I've stopped having as much issues with this when I stopped using swap which must be one of the biggest traps for desktop in common linux guides. In my desktop I'd much rather something crash than my system to grind to a halt.
This is true, and I don't understand why Linux doesn't have a smarter approach here. When a process suddenly starts using a lot of memory, and memory usage is approaching the limits of physical RAM, that process should be killed, rather than swapping out things like Gnome to make room for it.
Of course, that assumes a desktop environment. On a server, if a process starts using up a lot of memory, it's probably vitally important to keeping the (database|webserver) up, and should not be constrained in any way.
Which probably explains the situation that we're in.
Maybe because nvme is more common now?
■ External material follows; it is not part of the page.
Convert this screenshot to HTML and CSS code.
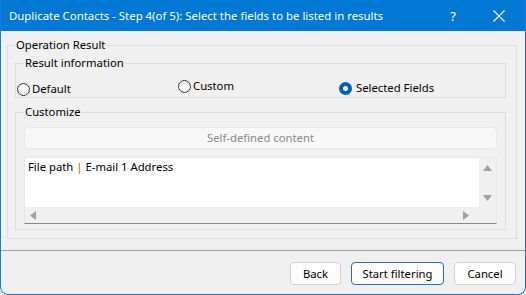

Last time I had swap was a few years ago now and every time I'd enter it, it'd be so slow as to be hard to even fix it. Since I've had no swap I've had a couple of times when docker or whatever just crashes instead and that's it but possibly with my current nvme swap wouldn't be too awful if it gets used.
Nah, I have a swap partition on an nvme drive, and I still get several minutes of unusability when I run out of RAM and low-to-out of swap, while the kernel takes its sweet time deciding what process to kill. It can get pretty frustrating, and sometimes I just don't feel like waiting and reboot. It doesn't happen often (possibly because I've learned to kill things like IntelliJ when I'm not actively using them), but when it does, it's super annoying.
Yeah it can be due to nvme, because then it's at least somewhat responsive. Ran into an OOM situation with a newer computer of mine that has an NVME and I could close the offending electron application easily.
I want to identify the memory hog(s) first so I can determine the next course of action.
Suddenly seeing a black screen with an Apple while I'm in the middle of something important is irritating at best, especially when it happens repeatedly and I haven't pinned down the RC.
Yeah this seems increasingly more common on Mac lately. It's been happening a lot to me too. And I regularly reimage my systems because I manage a fleet of them. It's not just some weird driver.
For me it was a constant battle with Chromium. On 16GB of RAM it simply wasn't enough. Every other day I was hitting the OOM killer or system freezes.
I was so angry I went and upgraded to 64GB of RAM and now it's stable. I found out that I don't use any more tabs than I have in the past, with gobs of RAM available. So I believe it's just the web getting more bloated over time along with Chrome getting more bloated. One day I suspect I'll be running the same number of tabs and 64GB won't even save me.
I've rarely actually experienced this (even on HDD based machines). Sometimes the system will chug if a runaway JavaScript somewhere leaks all available memory, but I can usually switch (slowly) to a terminal, kill the offending process, and after a minute or two things will sort themselves out and be fast again. I suspect Ubuntu and them may have pathological kernel VMM and swap settings out of the box.
Lately I've been running with "swappiness" turned way down, but not with completely disabled swap. Eh, I've got 32 GiB of RAM now, my system can handle a few programs in memory -- even a couple of Electron ones.
(edit) if it is not installed by the distro allready (eg dietpi). It creates a swappartition per thread inside ram, unused pages get compressed and stored there. Increases SSD lifetime by reducing writes to swappartition/file on disk.